Publié le par Michel Monsay

Bouillonnant conte musical en clair-obscur

Rachel Arditi, la sœur de Pierre, et Justine Heynemann, la fille du réalisateur Laurent Heynemann, qui ont coécrit le texte, la première jouant dans la pièce et la seconde la mettant en scène, sont nées au moment où quatre filles en colère créent le premier groupe de punk féminin britannique, The Slits : entre 1976 et 1977. Les auteures en font des figures attachantes, dont l’épopée, qui durera quatre ans, jusqu’en 1979, s’incarne en un spectacle formidablement vivant, énergique et tendre. La musique, jouée et chantée en direct par de très bons interprètes, fait ici partie intégrante de la dramaturgie : elle se tisse parfaitement avec les dialogues et la narration. L’époque revit à travers les morceaux choisis et réinterprétés avec brio, et qui composent un véritable paysage fait de colères, de désirs, de sensibilité et de lucidité face au Royaume Uni de Margareth Thatcher : De Patti Smith aux Clash, en passant par les Sex Pistols, les Stooges d'Iggy Pop voire même les Rolling Stones, sans oublier les propres chansons des Slits.
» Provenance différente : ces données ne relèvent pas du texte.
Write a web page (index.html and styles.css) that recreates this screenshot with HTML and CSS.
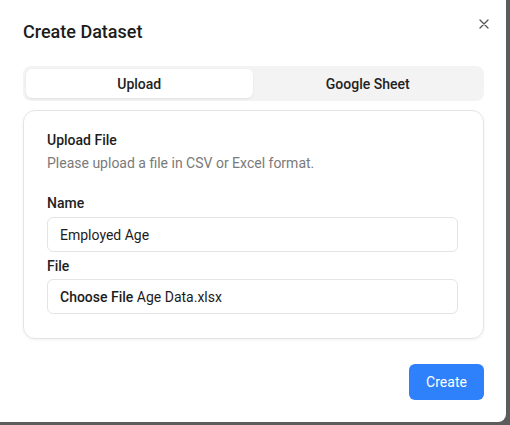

Justine Heynemann et Rachel Arditi inventent dans cette pièce les dessous du parcours de ce groupe comète dans un mélange d’humour, d’impertinence joyeuse et de mélancolie embrumée, à travers une écriture espiègle et délurée, malicieuse autant que profonde, avec cette façon de faire vivre des détails, de créer des personnages touchants, des situations expressives, dans une succession de scènes qui nous font basculer du rire à l'émotion. De l’histoire de ces quatre filles coiffées avec un pétard, qui se cognent à la vie, au machisme et aux abus, de ces quatre jeunes femmes puissantes et fragiles à la fois, ces aventurières qui n’ont pas eu froid aux yeux et ont réussi à conserver d’arrache-pied le contrôle total de leur image auprès de leur maison de disque, Justine Heynemann et Rachel Arditi en tirent une épopée scénique réjouissante et galvanisante qui reconnecte avec la faculté d’agir coûte que coûte quand le désir est là, d’essayer plutôt que de rester dans son coin, quitte à se planter, suivre ses instincts, ses convictions, ses motivations, ne pas abandonner. Sur un plateau au désordre tout punk, à la sauvagerie endiablée, leur désespérance est pleine de vitalité, de rythme, de musicalité brute et folle. Une comédie musicale comme on n’en a guère l’habitude, frémissante de colère et d’audace, qui nous transporte totalement.

Punk.e.s est à voir à la Scala à Paris jusqu'au 6 avril.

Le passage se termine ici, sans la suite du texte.